If $G$ is a group, and $K$ is a normal subgroup, then we say that $G$ is an extension of $K$ by $Q=G/K$. In other words, an extension consists of a short exact sequence $$1\to K\to G\to Q\to 1.$$

A semi-direct product is a very special kind of extension where the short exact sequence is split: there is a section $s:Q\to G$ of the surjection $G\to Q$, where $s$ is a group morphism.

For instance, you had to edit your definition so $\mathbb{Z}/p^2\mathbb{Z}$ would be a "tangible" group. Of course $\mathbb{Z}/p^2\mathbb{Z}$ is an extension of $\mathbb{Z}/p\mathbb{Z}$ by itself, since we have the obvious exact sequence $$0 \to \mathbb{Z}/p\mathbb{Z} \to \mathbb{Z}/p^2\mathbb{Z}\to \mathbb{Z}/p\mathbb{Z}\to 0$$ but this sequence is not split! Otherwise, since $\mathbb{Z}/p^2\mathbb{Z}$ is abelian, we would have $\mathbb{Z}/p^2\mathbb{Z}\simeq \mathbb{Z}/p\mathbb{Z}\times \mathbb{Z}/p\mathbb{Z}$.

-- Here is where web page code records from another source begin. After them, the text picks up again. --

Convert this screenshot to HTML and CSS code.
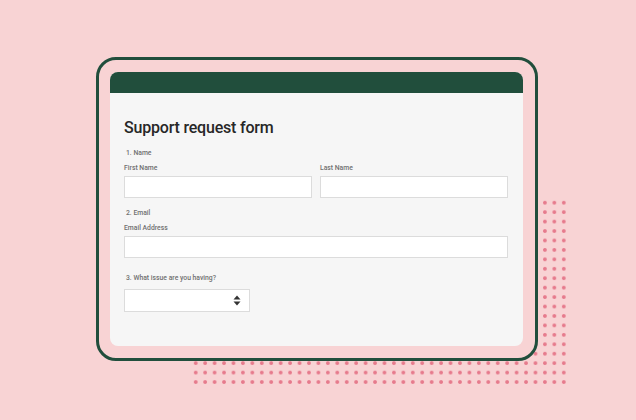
FILE: index.html
```html
<!DOCTYPE html>
<html>
	<head>
		<meta charset="UTF-8">
		<title>Support request form</title>
		<link rel="stylesheet" href="styles.css">
	</head>
	<body>
		<section class="stage">
			<div class="dots"></div>
			<div class="frame">
				<div class="card">
					<div class="card-top"></div>
					<div class="card-body">
						<h1 class="title">Support request form</h1>

						<p class="question">1. Name</p>
						<div class="row">
							<div class="field">
								<p class="field-label">First Name</p>
								<div class="input"></div>
							</div>
							<div class="field">
								<p class="field-label">Last Name</p>
								<div class="input"></div>
							</div>
						</div>

						<p class="question">2. Email</p>
						<p class="field-label">Email Address</p>
						<div class="input"></div>

						<p class="question q3">3. What issue are you having?</p>
						<div class="select">
							<svg class="arrows" width="8" height="11" viewBox="0 0 8 11">
								<path d="M4 0.5 L7.5 4.5 L0.5 4.5 Z" fill="#333"/>
								<path d="M4 10.5 L7.5 6.5 L0.5 6.5 Z" fill="#333"/>
							</svg>
						</div>
					</div>
				</div>
			</div>
		</section>
	</body>
</html>
```

FILE: styles.css
```css
	html,body{
		margin:0;
		padding:0;
	}
	body{
		width:636px;
		height:420px;
		overflow:hidden;
		background:#f8d3d4;
		font-family:Roboto,"Liberation Sans",sans-serif;
	}
	p{margin:0;}
	.stage{
		position:relative;
		padding:57px 0 0 96px;
	}
	/* dotted pattern behind the frame */
	.dots{
		position:absolute;
		left:191px;
		top:198px;
		width:378px;
		height:189px;
		background-image:radial-gradient(circle at center,#e67a8c 1.4px,rgba(230,122,140,0) 2.3px);
		background-size:9.45px 9.45px;
	}
	.frame{
		position:relative;
		z-index:1;
		box-sizing:border-box;
		width:442px;
		height:304px;
		padding:12px 12px 12px 11px;
		border:3px solid #214e3c;
		border-radius:20px;
		background:#f8d3d4;
	}
	.card{
		height:274px;
		background:#f6f6f6;
		border-radius:8px;
		overflow:hidden;
	}
	.card-top{
		height:21px;
		background:#214e3c;
	}
	.card-body{
		padding:0 15px 0 14px;
	}
	.title{
		margin:25px 0 0 0;
		font-size:16px;
		line-height:20px;
		font-weight:500;
		letter-spacing:-0.2px;
		color:#272727;
	}
	.question{
		margin-top:10px;
		padding-left:2px;
		font-size:6.8px;
		line-height:10px;
		font-weight:500;
		color:#707070;
	}
	.q3{margin-top:15px;}
	.field-label{
		margin-top:5px;
		font-size:6.8px;
		line-height:10px;
		font-weight:500;
		color:#707070;
	}
	.row{
		display:flex;
		gap:8px;
	}
	.field{flex:1;}
	.input{
		box-sizing:border-box;
		height:22px;
		margin-top:3px;
		background:#fff;
		border:1px solid #dcdcdc;
	}
	.select{
		box-sizing:border-box;
		display:flex;
		align-items:center;
		justify-content:flex-end;
		width:126px;
		height:23px;
		margin-top:6px;
		padding-right:8px;
		background:#fff;
		border:1px solid #dcdcdc;
	}
```
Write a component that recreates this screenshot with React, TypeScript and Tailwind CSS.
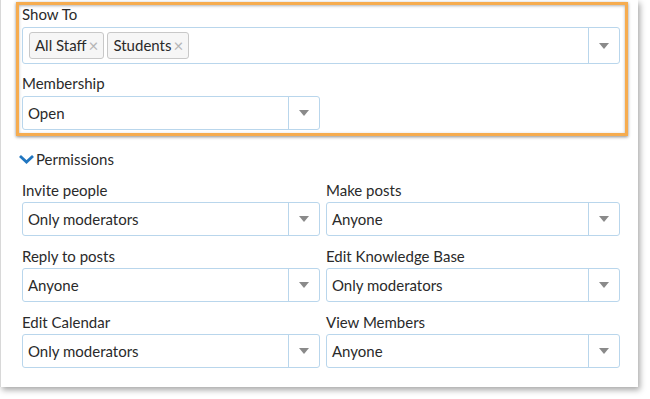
import React from "react";

function Arrow() {
  return (
    <svg width="10" height="6" viewBox="0 0 10 6" className="block">
      <polygon points="0,0 10,0 5,6" fill="#8a8a8a" />
    </svg>
  );
}

function Select({ value, h = "h-[34px]" }: { value: string; h?: string }) {
  return (
    <div className={`flex ${h} items-stretch rounded-[3px] border border-[#b9d6ec] bg-white`}>
      <div className="flex flex-1 items-center pl-[5px] text-[15px] text-[#2a2a2a]">{value}</div>
      <div className="flex w-[31px] items-center justify-center border-l border-[#b9d6ec]">
        <Arrow />
      </div>
    </div>
  );
}

function Field({ label, value }: { label: string; value: string }) {
  return (
    <div className="flex flex-col">
      <div className="h-[20px] text-[15px] leading-[20px] text-[#2a2a2a]">{label}</div>
      <div className="mt-[2px]">
        <Select value={value} />
      </div>
    </div>
  );
}

function Tag({ text }: { text: string }) {
  return (
    <div className="flex h-[27px] items-center gap-[2px] rounded-[3px] border border-[#c8c8c8] bg-[#f6f6f6] pl-[5px] pr-[5px] text-[15px] text-[#2a2a2a]">
      <span>{text}</span>
      <span className="text-[17px] leading-none text-[#b5b5b5]">×</span>
    </div>
  );
}

export default function App() {
  return (
    <div className="relative h-[399px] w-[650px] overflow-hidden bg-white" style={{ fontFamily: "Lato, 'Open Sans', sans-serif" }}>
      <div className="relative h-[387px] w-[638px] border-l border-[#d8d8d8] bg-white pl-[21px] pr-[18px] pt-[4px] shadow-[2px_3px_6px_rgba(0,0,0,0.35)]">
        <div className="h-[20px] text-[15px] leading-[20px] text-[#2a2a2a]">Show To</div>
        <div className="mt-[3px] flex h-[37px] items-stretch rounded-[3px] border border-[#b9d6ec] bg-white">
          <div className="flex flex-1 items-center gap-[3px] pl-[6px]">
            <Tag text="All Staff" />
            <Tag text="Students" />
          </div>
          <div className="flex w-[31px] items-center justify-center border-l border-[#b9d6ec]">
            <Arrow />
          </div>
        </div>
        <div className="mt-[9px] h-[20px] text-[15px] leading-[20px] text-[#2a2a2a]">Membership</div>
        <div className="mt-[3px] w-[298px]">
          <Select value="Open" />
        </div>

        <div className="mt-[19px] flex h-[20px] items-center text-[15px] text-[#2a2a2a]">
          <svg width="17" height="10" viewBox="0 0 17 10" className="-ml-[4px] mr-[1px]">
            <polyline points="2,2 8.5,8 15,2" fill="none" stroke="#2176c0" strokeWidth="2.8" />
          </svg>
          <span>Permissions</span>
        </div>

        <div className="mt-[11px] grid grid-cols-[298px_294px] gap-x-[6px] gap-y-[10px]">
          <Field label="Invite people" value="Only moderators" />
          <Field label="Make posts" value="Anyone" />
          <Field label="Reply to posts" value="Anyone" />
          <Field label="Edit Knowledge Base" value="Only moderators" />
          <Field label="Edit Calendar" value="Only moderators" />
          <Field label="View Members" value="Anyone" />
        </div>

        <div className="pointer-events-none absolute left-[15px] top-[2px] h-[134px] w-[612px] border-[3px] border-[#f6ac4f] shadow-[0_1px_3px_rgba(0,0,0,0.45),inset_0_1px_3px_rgba(0,0,0,0.3)]" />
      </div>
    </div>
  );
}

Now, given groups $K$ and $Q$, describing group extensions of $K$ by $Q$ is extremely difficult, which is why we cannot say that the classification of finite simple groups suddenly gave us a description of all finite groups. For instance, if we assume that $K$ is abelian, then those extensions are classified by: an action of $Q$ on $K$ by automorphisms, and a cohomology class in $H^2(Q,K)$ (the semi-direct product corresponds to the trivial class).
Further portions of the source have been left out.